Resesi Tak Perlu Didramatisir, Ini Alasannya Menurut Ekonom UGM
JAKARTA - Guru Besar Fakultas Ekonomika dan Bisnis Universitas Gadjah Mada (UGM) Prof. Dr. Insukindro, MA, menyebut bahwa masyarakat serta media tidak perlu mendramatisir kondisi resesi. Resesi, menurutnya, adalah hal yang kerap dialami negara-negara di dunia dan merupakan bagian dari siklus perekonomian suatu negara.
"Banyak surat kabar menggunakan kata-kata jurang resesi, sebenarnya tidak ada seperti itu. Baik resesi, inflasi, pertumbuhan ekonomi, dan lainnya, itu bisa terjadi kapan saja," ucapnya dikutip dari laman UGM. Jumat 25 September.
Ia memaparkan, definisi yang paling populer menyebut resesi terjadi ketika penurunan Produk Domestik Bruto (PDB) atau Growth Domestic Product (GDP) terjadi selama dua kuartal berturut-turut. Meski demikian, The National Bureau of Economic Research (NBER) sendiri tidak mendefinisikan resesi secara demikian, melainkan sebagai penurunan signifikan dalam aktivitas perekonomian yang berlangsung selama lebih dari beberapa bulan.
"Sejauh yang sekarang dipahami kalau dua kuartal berturut-turut GDP turun maka itu resesi (konsep Julius Shiskin, akhir tahun 1974). Di Indonesia ekonom birokrat dan akademisi banyak yang menganggap itu konsep resesi yang sudah dipakai di Amerika, padahal ternyata NBER tidak menggunakan konsep itu," paparnya.
Besaran ekonomi ini, lanjut Insukindro, umumnya terkait dengan siklus ekonomi (economic cycle) atau siklus bisnis (business cycle). Dengan menggunakan siklus bisnis, secara umum resesi dimulai saat aktivitas perekonomian mencapai titik puncak (peak) dan berakhir saat perekonomian berada pada titik palung (through).
Resesi, terangnya, adalah bagian dari siklus ekonomi yang dapat diperkirakan dengan fluktuasi ekonomi (fe). Nilai lebih kecil dari nol berarti resesi, dan sebaliknya nilai lebih besar dari nol berarti ekspansi. Dengan pengertian ini, menurutnya, Indonesia sebenarnya sudah mengalami resesi pada kuartal pertama tahun 2020.

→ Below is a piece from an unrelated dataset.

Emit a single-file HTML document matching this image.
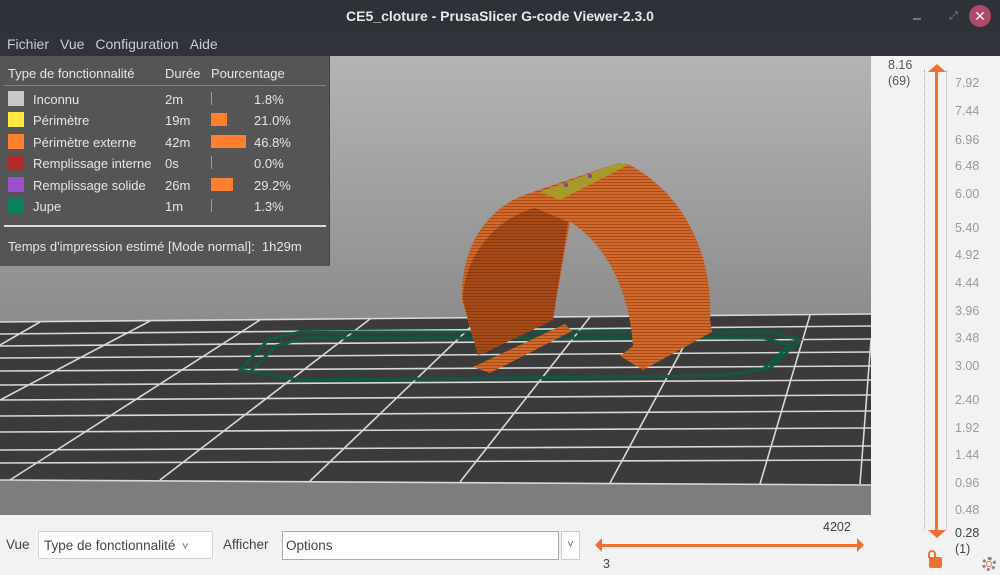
<!DOCTYPE html>
<html><head><meta charset="utf-8"><style>
*{margin:0;padding:0;box-sizing:border-box}
body{width:1000px;height:575px;overflow:hidden;background:#f2f2f2;font-family:"Liberation Sans",sans-serif;position:relative}
.abs{position:absolute}
#title{left:0;top:0;width:1000px;height:32px;background:#2f3139;color:#e8e8e8;font-weight:bold;font-size:14px;text-align:center;line-height:32px}
#menu{left:0;top:32px;width:1000px;height:24px;background:#30333b;color:#c8cdd6;font-size:14px;line-height:24px}
#menu span{margin-left:7px;margin-right:4px}
#canvas{left:0;top:56px;width:871px;height:459px;background:linear-gradient(#b4b4b4,#8e8e8e 55%,#7a7a7a)}
#legend{left:0;top:56px;width:330px;height:210px;background:#555;color:#e6e6e6;font-size:13px;border-right:1px solid #444}
#legend div{position:absolute;white-space:nowrap}
.sw{width:16px;height:15px}
.bar{background:#ff7f2e;height:13px}
.r{color:#999;font-size:12.5px;position:absolute;left:955px}
#bottom{left:0;top:515px;width:871px;height:60px;background:#f2f2f2;font-size:13.5px;color:#444}
</style></head><body>
<div id="title" class="abs">CE5_cloture - PrusaSlicer G-code Viewer-2.3.0</div>
<div class="abs" style="left:913px;top:18px;width:8px;height:2px;background:#777"></div>
<div class="abs" style="left:949px;top:10px;color:#888;font-size:11px">⤢</div>
<div class="abs" style="left:969px;top:5px;width:22px;height:22px;border-radius:50%;background:#b04a6a;color:#fff;font-size:14px;text-align:center;line-height:22px">✕</div>
<div id="menu" class="abs"><span>Fichier</span><span>Vue</span><span>Configuration</span><span>Aide</span></div>
<div id="canvas" class="abs"></div>
<svg class="abs" style="left:0;top:56px" width="871" height="459" viewBox="0 56 871 459">
<defs>
<pattern id="st" width="6" height="3" patternUnits="userSpaceOnUse"><rect width="6" height="3" fill="#cf6a2c"/><rect y="2" width="6" height="1" fill="#a94c18"/></pattern>
<pattern id="st2" width="6" height="3" patternUnits="userSpaceOnUse"><rect width="6" height="3" fill="#a84a18"/><rect y="2" width="6" height="1" fill="#8a3a10"/></pattern>
</defs>
<polygon points="0,322 871,314 871,485 0,480" fill="#3b3b3b"/>
<polygon points="0,480 871,485 871,515 0,515" fill="#7d7d7d"/>
<g stroke="#d8d8d8" stroke-width="1.6" fill="none">
<line x1="0" y1="322" x2="871" y2="314"/><line x1="0" y1="334" x2="871" y2="326"/><line x1="0" y1="346" x2="871" y2="339"/><line x1="0" y1="358" x2="871" y2="352"/><line x1="0" y1="371" x2="871" y2="366"/><line x1="0" y1="385" x2="871" y2="380"/><line x1="0" y1="400" x2="871" y2="395"/><line x1="0" y1="416" x2="871" y2="411"/><line x1="0" y1="432" x2="871" y2="428"/><line x1="0" y1="450" x2="871" y2="446"/><line x1="0" y1="463" x2="871" y2="460"/><line x1="0" y1="480" x2="871" y2="485"/>
<line x1="40" y1="322" x2="0" y2="345"/><line x1="150" y1="321" x2="0" y2="400"/><line x1="260" y1="320" x2="10" y2="480"/><line x1="370" y1="319" x2="160" y2="480"/><line x1="480" y1="318" x2="310" y2="481"/><line x1="590" y1="317" x2="460" y2="482"/><line x1="700" y1="316" x2="610" y2="483"/><line x1="810" y1="315" x2="760" y2="484"/><line x1="871" y1="340" x2="860" y2="484"/>
</g>
<g fill="none" stroke="#0e5a45" stroke-width="3">
<path d="M240,370 L268,340 L300,332 L770,332 L800,340 L770,368 L720,376 L300,380 Z"/>
<path d="M250,372 L276,346 L304,338 L764,338 L790,345 L762,370"/>
</g>
<path d="M478,355 L462,300 C460,245 490,205 530,193 L618,163 L630,165 C685,195 713,255 710,320 L712,332 L643,370 L620,356 L633,346 C630,295 608,245 570,222 L556,300 L553,320 L486,352 Z" fill="url(#st)"/>
<path d="M478,355 L463,300 C463,258 495,218 535,208 L568,222 L556,300 L553,320 L486,352 Z" fill="url(#st2)"/>
<path d="M473,367 L565,324 L572,331 L490,373 Z" fill="url(#st)"/>
<path d="M540,192 L618,163 L628,165 L560,200 Z" fill="#a89a2a"/>
<circle cx="566" cy="185" r="2" fill="#7a3fb0"/><circle cx="590" cy="176" r="2" fill="#7a3fb0"/>
</svg>
<div id="legend" class="abs">
<div style="left:8px;top:10px">Type de fonctionnalité</div><div style="left:165px;top:10px">Durée</div><div style="left:211px;top:10px">Pourcentage</div>
<div style="left:4px;top:29px;width:322px;height:1px;background:#d06a30"></div>
<div class="sw" style="left:8px;top:35px;background:#c8c8c8"></div><div style="left:33px;top:36px">Inconnu</div><div style="left:165px;top:36px">2m</div><div class="bar" style="left:211px;top:36px;width:1px"></div><div style="left:254px;top:36px">1.8%</div>
<div class="sw" style="left:8px;top:56px;background:#ffe640"></div><div style="left:33px;top:57px">Périmètre</div><div style="left:165px;top:57px">19m</div><div class="bar" style="left:211px;top:57px;width:16px"></div><div style="left:254px;top:57px">21.0%</div>
<div class="sw" style="left:8px;top:78px;background:#ff7f2e"></div><div style="left:33px;top:79px">Périmètre externe</div><div style="left:165px;top:79px">42m</div><div class="bar" style="left:211px;top:79px;width:35px"></div><div style="left:254px;top:79px">46.8%</div>
<div class="sw" style="left:8px;top:99px;background:#b02a2a"></div><div style="left:33px;top:100px">Remplissage interne</div><div style="left:165px;top:100px">0s</div><div class="bar" style="left:211px;top:100px;width:1px"></div><div style="left:254px;top:100px">0.0%</div>
<div class="sw" style="left:8px;top:121px;background:#9a52cc"></div><div style="left:33px;top:122px">Remplissage solide</div><div style="left:165px;top:122px">26m</div><div class="bar" style="left:211px;top:122px;width:22px"></div><div style="left:254px;top:122px">29.2%</div>
<div class="sw" style="left:8px;top:142px;background:#0b8060"></div><div style="left:33px;top:143px">Jupe</div><div style="left:165px;top:143px">1m</div><div class="bar" style="left:211px;top:143px;width:1px"></div><div style="left:254px;top:143px">1.3%</div>
<div style="left:4px;top:169px;width:322px;height:2px;background:#ddd"></div>
<div style="left:8px;top:183px">Temps d'impression estimé [Mode normal]:&nbsp; 1h29m</div>
</div>
<div class="abs" style="left:888px;top:57px;font-size:12.5px;color:#555;line-height:16px">8.16<br>(69)</div>
<div class="abs" style="left:935px;top:70px;width:3px;height:462px;background:#f07030"></div>
<div class="abs" style="left:928px;top:64px;width:0;height:0;border-left:9px solid transparent;border-right:9px solid transparent;border-bottom:8px solid #f07030"></div>
<div class="abs" style="left:928px;top:530px;width:0;height:0;border-left:9px solid transparent;border-right:9px solid transparent;border-top:8px solid #f07030"></div>
<div class="abs" style="left:924px;top:70px;width:1px;height:460px;border-left:1px dotted #aaa"></div>
<div class="abs" style="left:946px;top:70px;width:1px;height:460px;border-left:1px dotted #aaa"></div>
<div class="r" style="top:76px">7.92</div><div class="r" style="top:104px">7.44</div><div class="r" style="top:133px">6.96</div><div class="r" style="top:159px">6.48</div><div class="r" style="top:187px">6.00</div><div class="r" style="top:221px">5.40</div><div class="r" style="top:248px">4.92</div><div class="r" style="top:276px">4.44</div><div class="r" style="top:304px">3.96</div><div class="r" style="top:331px">3.48</div><div class="r" style="top:359px">3.00</div><div class="r" style="top:393px">2.40</div><div class="r" style="top:421px">1.92</div><div class="r" style="top:448px">1.44</div><div class="r" style="top:476px">0.96</div><div class="r" style="top:503px">0.48</div>
<div class="abs" style="left:955px;top:525px;font-size:12.5px;color:#444;line-height:16px">0.28<br>(1)</div>
<div class="abs" style="left:929px;top:557px;width:13px;height:11px;background:#f07030;border-radius:2px"></div>
<div class="abs" style="left:931px;top:550px;width:8px;height:8px;border:2px solid #f07030;border-bottom:none;border-radius:4px 4px 0 0;transform:translateX(-3px)"></div>
<div class="abs" style="left:982px;top:557px;width:14px;height:14px;border-radius:50%;border:3px dotted #888"></div>
<div class="abs" style="left:986px;top:561px;width:6px;height:6px;border-radius:50%;border:1px solid #f07030"></div>
<div id="bottom" class="abs">
<div class="abs" style="left:6px;top:22px">Vue</div>
<div class="abs" style="left:38px;top:16px;width:175px;height:28px;background:#fff;border:1px solid #d4d4d4;border-radius:2px;padding:6px 5px;color:#444">Type de fonctionnalité <span style="font-size:11px;color:#666">&nbsp;˅</span></div>
<div class="abs" style="left:223px;top:22px">Afficher</div>
<div class="abs" style="left:282px;top:16px;width:277px;height:29px;background:#fff;border:1px solid #aaa;padding:6px 3px;color:#444">Options</div>
<div class="abs" style="left:561px;top:16px;width:19px;height:29px;background:#fff;border:1px solid #ccc;text-align:center;font-size:11px;line-height:27px;color:#666">˅</div>
<div class="abs" style="left:823px;top:5px;font-size:12.5px;color:#444">4202</div>
<div class="abs" style="left:603px;top:42px;font-size:12.5px;color:#444">3</div>
<div class="abs" style="left:600px;top:29px;width:260px;height:3px;background:#f07030"></div>
<div class="abs" style="left:595px;top:23px;border-top:7px solid transparent;border-bottom:7px solid transparent;border-right:7px solid #f07030"></div>
<div class="abs" style="left:857px;top:23px;border-top:7px solid transparent;border-bottom:7px solid transparent;border-left:7px solid #f07030"></div>
</div>
</body></html>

Dalam penelitian yang ia lakukan beberapa waktu yang lalu menggunakan PDB harga tetap tahun 2010 dan pendekatan HP Filter serta Tren Linier, Insukindro menemukan bahwa fluktuasi ekonomi kuartalan di Indonesia pernah negatif dan juga positif.
Baca juga:
"Periode 2020 kuartal satu dan kuartal dua Indonesia mempunyai fluktuasi ekonomi negatif yang berarti resesi. Pada saat yang bersamaan, pertumbuhan ekonomi kuartal ke kuartal di Indonesia juga negatif," ucapnya.
Ia mengungkapkan bahwa pemerintah, ekonom, maupun media massa perlu menghentikan narasi yang menggambarkan resesi sebagai kondisi yang menakutkan yang belum pernah dialami Indonesia sebelumnya, atau sesuatu yang baru terjadi karena pandemi COVID-19.
Meski demikian, ia mengakui bahwa pandemi membuat resesi yang dialami Indonesia saat ini lebih tajam dari tahun-tahun sebelumnya, dan hal ini merupakan masalah serius yang perlu ditangani.
"Resesi itu sendiri bisa terjadi hampir setiap tahun. Yang akan jadi masalah kalau penurunannya dalam dan lama," kata Insukindro.
Untuk mendeteksi resesi, ekonom seperti Hubbard menggunakan formula kesenjangan output yang diukur menggunakan PDB riil potensial, sementara ekonom lain seperti Gordon mengukur fluktuasi ekonomi dengan menggunakan PDB riil alamiah.
Meski demikian, dalam kenyataannya potensial output atau natural real GDP tidak dapat diobservasi sehingga sering diproksi dengan menggunakan output perkiraan. Karenanya ia kemudian mengembangkan persamaan fluktuasi ekonomi. Fluktuasi inilah yang nantinya akan mencerminkan resesi.